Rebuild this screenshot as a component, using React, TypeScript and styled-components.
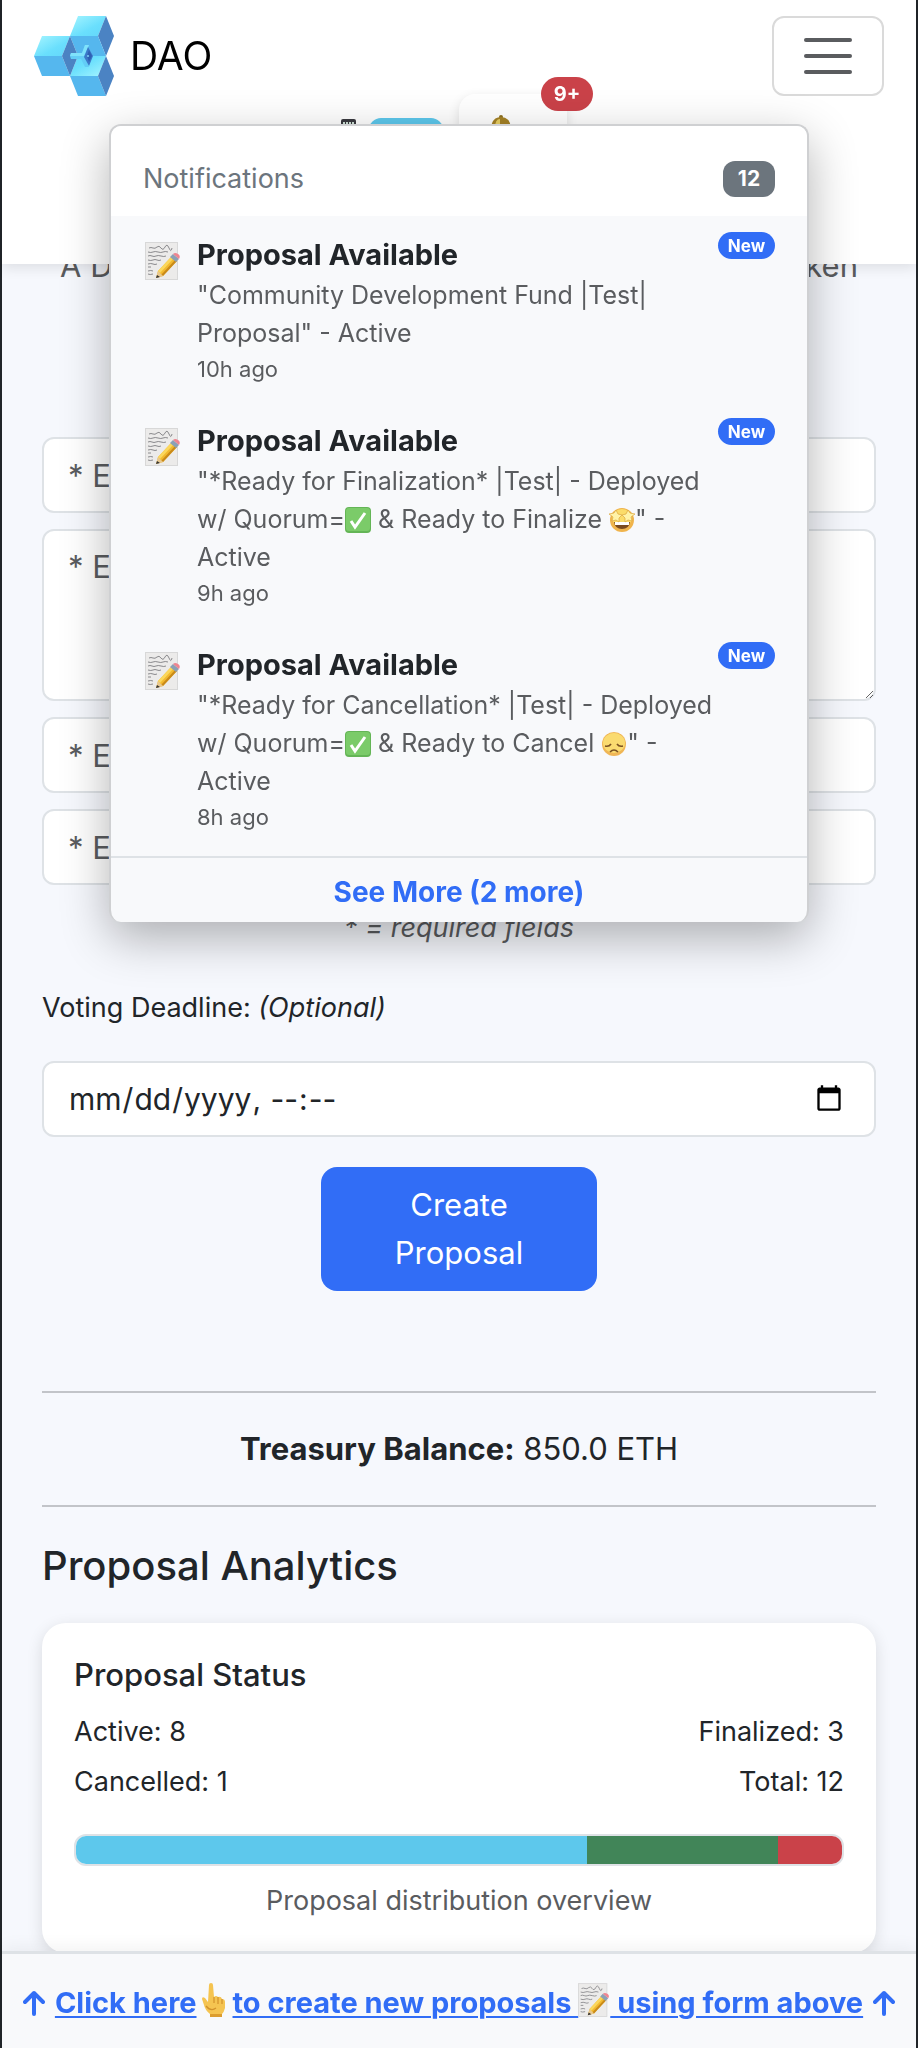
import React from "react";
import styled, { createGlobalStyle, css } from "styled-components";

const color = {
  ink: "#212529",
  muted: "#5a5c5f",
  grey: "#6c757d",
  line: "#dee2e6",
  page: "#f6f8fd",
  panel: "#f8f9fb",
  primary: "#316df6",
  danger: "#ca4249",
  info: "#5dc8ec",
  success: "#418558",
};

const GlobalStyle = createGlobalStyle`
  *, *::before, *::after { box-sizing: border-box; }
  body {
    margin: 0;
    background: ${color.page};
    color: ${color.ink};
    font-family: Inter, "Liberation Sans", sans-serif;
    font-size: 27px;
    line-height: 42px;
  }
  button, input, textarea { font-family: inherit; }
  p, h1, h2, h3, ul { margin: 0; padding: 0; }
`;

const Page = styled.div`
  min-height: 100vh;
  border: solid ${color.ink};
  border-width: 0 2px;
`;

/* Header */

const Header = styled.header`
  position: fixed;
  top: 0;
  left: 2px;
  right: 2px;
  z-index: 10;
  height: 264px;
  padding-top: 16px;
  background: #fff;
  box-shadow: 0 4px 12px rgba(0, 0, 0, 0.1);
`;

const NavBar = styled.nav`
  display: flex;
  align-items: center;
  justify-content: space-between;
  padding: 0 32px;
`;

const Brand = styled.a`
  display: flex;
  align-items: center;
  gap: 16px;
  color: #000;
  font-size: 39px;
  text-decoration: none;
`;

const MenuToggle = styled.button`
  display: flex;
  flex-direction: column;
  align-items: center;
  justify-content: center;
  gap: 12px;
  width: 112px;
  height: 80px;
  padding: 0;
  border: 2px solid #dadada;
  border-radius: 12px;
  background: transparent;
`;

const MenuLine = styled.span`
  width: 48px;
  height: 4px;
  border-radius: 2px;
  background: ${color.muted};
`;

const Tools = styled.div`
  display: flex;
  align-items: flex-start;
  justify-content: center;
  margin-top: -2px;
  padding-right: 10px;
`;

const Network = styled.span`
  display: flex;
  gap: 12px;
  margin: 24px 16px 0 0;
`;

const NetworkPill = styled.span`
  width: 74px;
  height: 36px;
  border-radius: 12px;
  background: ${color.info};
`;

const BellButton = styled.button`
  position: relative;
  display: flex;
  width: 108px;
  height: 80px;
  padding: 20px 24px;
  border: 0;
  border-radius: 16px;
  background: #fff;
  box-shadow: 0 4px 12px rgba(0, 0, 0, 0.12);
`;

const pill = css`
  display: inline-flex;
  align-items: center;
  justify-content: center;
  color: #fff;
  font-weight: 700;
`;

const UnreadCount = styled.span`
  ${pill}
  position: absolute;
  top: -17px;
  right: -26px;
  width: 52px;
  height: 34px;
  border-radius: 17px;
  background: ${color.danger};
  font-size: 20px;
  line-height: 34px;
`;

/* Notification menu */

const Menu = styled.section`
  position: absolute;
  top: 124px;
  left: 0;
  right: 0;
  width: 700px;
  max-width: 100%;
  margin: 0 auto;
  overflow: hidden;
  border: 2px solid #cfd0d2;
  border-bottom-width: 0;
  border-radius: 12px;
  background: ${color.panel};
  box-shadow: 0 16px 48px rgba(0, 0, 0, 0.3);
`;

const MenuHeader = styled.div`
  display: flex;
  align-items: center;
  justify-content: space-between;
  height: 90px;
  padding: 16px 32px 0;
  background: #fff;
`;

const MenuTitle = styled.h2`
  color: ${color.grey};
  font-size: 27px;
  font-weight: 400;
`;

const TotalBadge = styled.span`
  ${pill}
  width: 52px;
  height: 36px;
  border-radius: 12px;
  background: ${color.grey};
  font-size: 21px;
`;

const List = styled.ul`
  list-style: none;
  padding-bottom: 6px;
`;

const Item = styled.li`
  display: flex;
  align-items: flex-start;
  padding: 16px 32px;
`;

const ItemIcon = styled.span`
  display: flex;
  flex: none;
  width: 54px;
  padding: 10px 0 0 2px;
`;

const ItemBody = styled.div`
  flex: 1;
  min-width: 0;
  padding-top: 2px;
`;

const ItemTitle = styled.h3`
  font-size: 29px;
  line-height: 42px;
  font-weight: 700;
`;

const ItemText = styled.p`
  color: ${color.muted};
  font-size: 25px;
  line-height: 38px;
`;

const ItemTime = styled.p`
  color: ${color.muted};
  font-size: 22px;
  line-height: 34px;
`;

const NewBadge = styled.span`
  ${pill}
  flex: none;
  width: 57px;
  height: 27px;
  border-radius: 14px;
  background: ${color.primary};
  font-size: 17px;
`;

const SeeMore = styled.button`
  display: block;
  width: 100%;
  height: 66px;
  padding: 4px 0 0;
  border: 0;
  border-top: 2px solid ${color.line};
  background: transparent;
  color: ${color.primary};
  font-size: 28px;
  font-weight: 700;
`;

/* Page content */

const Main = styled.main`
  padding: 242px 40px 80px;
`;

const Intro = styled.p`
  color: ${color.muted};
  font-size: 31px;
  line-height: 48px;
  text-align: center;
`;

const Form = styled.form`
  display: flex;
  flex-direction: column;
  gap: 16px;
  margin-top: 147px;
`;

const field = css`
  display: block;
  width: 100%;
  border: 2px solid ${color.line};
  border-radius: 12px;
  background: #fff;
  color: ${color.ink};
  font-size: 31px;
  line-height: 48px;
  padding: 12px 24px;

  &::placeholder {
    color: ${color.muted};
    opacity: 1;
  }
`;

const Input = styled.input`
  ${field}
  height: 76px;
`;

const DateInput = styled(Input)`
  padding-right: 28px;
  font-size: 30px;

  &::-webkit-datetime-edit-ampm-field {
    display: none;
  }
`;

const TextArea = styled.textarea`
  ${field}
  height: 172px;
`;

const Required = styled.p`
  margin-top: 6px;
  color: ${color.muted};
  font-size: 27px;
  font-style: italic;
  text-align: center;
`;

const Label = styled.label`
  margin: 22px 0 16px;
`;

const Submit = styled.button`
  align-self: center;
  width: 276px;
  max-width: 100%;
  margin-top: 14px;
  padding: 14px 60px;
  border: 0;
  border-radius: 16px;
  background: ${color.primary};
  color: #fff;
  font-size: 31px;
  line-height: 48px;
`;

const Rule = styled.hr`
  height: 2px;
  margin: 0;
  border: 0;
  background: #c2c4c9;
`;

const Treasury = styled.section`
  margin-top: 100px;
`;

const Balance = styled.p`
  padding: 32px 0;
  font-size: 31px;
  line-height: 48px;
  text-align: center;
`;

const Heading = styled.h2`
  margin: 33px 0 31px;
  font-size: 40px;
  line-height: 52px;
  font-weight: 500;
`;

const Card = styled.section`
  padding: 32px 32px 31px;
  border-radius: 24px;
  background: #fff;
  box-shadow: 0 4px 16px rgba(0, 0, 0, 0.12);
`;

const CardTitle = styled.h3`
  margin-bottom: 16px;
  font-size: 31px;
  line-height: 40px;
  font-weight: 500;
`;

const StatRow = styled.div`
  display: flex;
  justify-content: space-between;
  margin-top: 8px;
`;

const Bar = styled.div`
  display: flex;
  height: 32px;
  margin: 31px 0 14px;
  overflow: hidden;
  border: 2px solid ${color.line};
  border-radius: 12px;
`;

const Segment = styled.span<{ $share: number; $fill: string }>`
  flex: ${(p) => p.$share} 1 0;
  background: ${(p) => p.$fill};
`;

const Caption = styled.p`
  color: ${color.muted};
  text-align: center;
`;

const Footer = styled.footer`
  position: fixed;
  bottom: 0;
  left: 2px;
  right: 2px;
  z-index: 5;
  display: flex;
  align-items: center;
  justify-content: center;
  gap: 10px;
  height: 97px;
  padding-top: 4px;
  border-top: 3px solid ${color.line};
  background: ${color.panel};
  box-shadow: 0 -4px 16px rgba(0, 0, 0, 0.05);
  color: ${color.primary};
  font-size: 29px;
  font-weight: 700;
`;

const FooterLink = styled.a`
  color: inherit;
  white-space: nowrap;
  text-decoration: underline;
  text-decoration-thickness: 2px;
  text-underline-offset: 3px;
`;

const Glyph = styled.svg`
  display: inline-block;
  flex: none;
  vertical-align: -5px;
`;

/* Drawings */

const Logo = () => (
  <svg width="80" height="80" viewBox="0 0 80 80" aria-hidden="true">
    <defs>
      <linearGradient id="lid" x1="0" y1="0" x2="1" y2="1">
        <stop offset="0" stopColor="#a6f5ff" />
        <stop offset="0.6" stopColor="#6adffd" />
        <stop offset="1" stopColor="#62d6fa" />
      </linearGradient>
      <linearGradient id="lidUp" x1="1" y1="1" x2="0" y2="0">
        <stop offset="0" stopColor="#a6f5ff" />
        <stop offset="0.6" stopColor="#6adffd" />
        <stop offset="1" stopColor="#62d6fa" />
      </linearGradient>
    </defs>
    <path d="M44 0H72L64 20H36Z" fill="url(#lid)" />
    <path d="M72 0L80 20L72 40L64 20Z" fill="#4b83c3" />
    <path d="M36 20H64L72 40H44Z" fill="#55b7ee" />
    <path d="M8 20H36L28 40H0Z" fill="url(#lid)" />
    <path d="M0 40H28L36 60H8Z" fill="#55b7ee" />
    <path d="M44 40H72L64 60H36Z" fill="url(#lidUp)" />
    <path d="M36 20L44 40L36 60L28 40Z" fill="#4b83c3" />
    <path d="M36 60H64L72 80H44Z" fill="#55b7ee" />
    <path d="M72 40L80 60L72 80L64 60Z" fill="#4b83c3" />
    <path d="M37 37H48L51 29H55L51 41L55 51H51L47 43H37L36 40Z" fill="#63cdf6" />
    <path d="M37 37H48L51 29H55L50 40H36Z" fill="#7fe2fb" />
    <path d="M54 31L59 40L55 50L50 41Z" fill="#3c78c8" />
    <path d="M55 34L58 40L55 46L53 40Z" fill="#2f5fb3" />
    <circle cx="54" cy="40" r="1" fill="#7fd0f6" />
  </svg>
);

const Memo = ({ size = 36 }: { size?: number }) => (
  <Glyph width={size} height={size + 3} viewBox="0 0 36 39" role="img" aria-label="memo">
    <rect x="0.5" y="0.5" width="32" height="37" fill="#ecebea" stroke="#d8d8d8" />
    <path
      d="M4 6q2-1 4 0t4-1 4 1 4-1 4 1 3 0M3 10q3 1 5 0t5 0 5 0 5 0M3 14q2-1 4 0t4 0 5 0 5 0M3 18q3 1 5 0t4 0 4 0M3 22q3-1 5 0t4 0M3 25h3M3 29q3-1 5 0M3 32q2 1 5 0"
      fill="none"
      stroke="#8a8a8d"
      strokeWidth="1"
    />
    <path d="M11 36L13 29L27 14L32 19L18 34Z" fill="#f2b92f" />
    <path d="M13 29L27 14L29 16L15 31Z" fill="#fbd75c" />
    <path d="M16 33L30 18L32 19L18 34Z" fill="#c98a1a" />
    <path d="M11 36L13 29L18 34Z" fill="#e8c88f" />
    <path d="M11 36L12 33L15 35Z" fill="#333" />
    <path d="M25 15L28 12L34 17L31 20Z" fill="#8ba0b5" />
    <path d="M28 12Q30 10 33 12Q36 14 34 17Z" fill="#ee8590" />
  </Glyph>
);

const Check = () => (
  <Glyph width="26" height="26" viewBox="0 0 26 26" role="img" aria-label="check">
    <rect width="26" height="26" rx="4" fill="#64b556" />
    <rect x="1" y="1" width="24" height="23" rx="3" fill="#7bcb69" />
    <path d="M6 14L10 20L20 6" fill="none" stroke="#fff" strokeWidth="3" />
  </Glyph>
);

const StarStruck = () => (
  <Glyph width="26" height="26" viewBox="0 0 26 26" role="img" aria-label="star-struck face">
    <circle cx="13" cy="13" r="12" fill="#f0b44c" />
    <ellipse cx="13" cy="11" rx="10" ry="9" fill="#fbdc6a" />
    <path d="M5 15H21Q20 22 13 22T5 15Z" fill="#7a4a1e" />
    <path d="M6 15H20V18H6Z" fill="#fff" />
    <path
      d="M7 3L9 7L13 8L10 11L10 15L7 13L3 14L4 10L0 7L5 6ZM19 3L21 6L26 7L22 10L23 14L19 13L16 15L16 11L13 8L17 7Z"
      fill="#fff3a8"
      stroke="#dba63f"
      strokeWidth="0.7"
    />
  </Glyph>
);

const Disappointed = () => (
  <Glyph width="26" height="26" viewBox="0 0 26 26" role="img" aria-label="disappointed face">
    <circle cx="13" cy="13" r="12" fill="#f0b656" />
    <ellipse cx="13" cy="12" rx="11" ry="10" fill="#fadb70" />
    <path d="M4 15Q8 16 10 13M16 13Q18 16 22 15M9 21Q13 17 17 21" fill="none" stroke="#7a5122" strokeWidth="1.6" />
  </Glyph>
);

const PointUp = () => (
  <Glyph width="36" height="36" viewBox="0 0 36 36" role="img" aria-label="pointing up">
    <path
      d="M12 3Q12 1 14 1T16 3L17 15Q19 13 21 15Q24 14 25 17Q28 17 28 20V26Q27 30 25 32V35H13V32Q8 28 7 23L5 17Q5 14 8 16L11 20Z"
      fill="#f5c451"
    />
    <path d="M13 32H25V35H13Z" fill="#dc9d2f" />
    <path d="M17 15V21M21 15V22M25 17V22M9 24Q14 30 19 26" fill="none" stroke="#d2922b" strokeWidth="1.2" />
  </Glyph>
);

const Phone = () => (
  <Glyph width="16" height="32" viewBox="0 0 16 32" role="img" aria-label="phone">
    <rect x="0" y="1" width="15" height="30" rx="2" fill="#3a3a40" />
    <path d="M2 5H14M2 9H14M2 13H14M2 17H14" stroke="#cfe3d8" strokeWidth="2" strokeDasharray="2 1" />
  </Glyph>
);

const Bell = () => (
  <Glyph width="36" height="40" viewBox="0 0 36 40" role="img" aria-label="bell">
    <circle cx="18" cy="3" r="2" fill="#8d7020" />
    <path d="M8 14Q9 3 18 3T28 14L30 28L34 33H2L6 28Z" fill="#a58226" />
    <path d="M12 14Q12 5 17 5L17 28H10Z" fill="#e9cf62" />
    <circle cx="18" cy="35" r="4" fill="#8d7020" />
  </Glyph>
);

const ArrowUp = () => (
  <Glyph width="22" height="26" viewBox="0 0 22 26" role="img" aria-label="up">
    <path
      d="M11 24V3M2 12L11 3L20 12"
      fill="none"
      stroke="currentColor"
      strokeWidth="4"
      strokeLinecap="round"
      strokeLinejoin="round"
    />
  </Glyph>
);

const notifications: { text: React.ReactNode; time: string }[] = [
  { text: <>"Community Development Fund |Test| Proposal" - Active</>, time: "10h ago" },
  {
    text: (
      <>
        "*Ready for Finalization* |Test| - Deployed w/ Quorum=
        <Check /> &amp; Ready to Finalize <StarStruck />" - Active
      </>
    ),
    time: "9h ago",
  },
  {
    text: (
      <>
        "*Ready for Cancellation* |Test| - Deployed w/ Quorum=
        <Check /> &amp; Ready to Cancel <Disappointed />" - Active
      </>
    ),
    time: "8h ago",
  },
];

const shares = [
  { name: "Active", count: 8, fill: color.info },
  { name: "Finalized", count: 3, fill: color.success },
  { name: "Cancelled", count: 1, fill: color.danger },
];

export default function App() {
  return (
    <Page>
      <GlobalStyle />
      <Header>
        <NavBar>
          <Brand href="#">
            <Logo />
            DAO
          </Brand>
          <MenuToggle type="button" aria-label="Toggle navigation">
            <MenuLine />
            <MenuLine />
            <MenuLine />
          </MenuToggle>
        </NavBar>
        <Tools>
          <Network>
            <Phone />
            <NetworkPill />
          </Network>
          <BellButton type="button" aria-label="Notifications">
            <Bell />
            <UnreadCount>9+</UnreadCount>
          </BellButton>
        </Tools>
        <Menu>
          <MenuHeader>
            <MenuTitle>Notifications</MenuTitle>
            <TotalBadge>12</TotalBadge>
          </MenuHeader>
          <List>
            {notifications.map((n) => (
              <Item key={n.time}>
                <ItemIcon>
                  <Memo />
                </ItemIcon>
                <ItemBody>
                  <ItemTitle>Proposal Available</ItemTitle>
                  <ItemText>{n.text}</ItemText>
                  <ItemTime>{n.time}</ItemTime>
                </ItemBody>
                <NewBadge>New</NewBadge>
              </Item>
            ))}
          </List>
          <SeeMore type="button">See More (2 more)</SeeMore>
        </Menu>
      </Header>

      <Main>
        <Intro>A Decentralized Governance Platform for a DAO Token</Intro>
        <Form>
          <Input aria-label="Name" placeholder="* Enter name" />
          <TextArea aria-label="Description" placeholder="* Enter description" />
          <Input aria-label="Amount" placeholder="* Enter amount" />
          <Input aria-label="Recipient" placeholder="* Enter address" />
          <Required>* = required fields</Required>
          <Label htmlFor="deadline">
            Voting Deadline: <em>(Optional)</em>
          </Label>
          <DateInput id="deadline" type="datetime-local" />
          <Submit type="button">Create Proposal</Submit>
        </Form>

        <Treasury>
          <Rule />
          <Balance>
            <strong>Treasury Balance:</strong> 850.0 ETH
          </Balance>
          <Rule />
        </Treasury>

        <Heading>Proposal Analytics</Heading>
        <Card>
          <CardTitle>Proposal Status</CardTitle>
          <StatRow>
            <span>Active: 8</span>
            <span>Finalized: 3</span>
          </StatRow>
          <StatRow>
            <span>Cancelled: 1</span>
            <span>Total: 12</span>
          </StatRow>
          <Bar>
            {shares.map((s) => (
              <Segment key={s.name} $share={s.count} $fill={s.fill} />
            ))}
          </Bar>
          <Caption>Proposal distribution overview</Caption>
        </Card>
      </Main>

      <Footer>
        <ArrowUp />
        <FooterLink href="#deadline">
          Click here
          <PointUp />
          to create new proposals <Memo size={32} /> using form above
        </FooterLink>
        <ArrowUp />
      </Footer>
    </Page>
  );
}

____

INSTRUCTIONS FOR THE TASK - Every line containing the string "components" must be listed.

ANSWER TO THIS EXERCISE -
Rebuild this screenshot as a component, using React, TypeScript and styled-components.
import styled, { createGlobalStyle, css } from "styled-components";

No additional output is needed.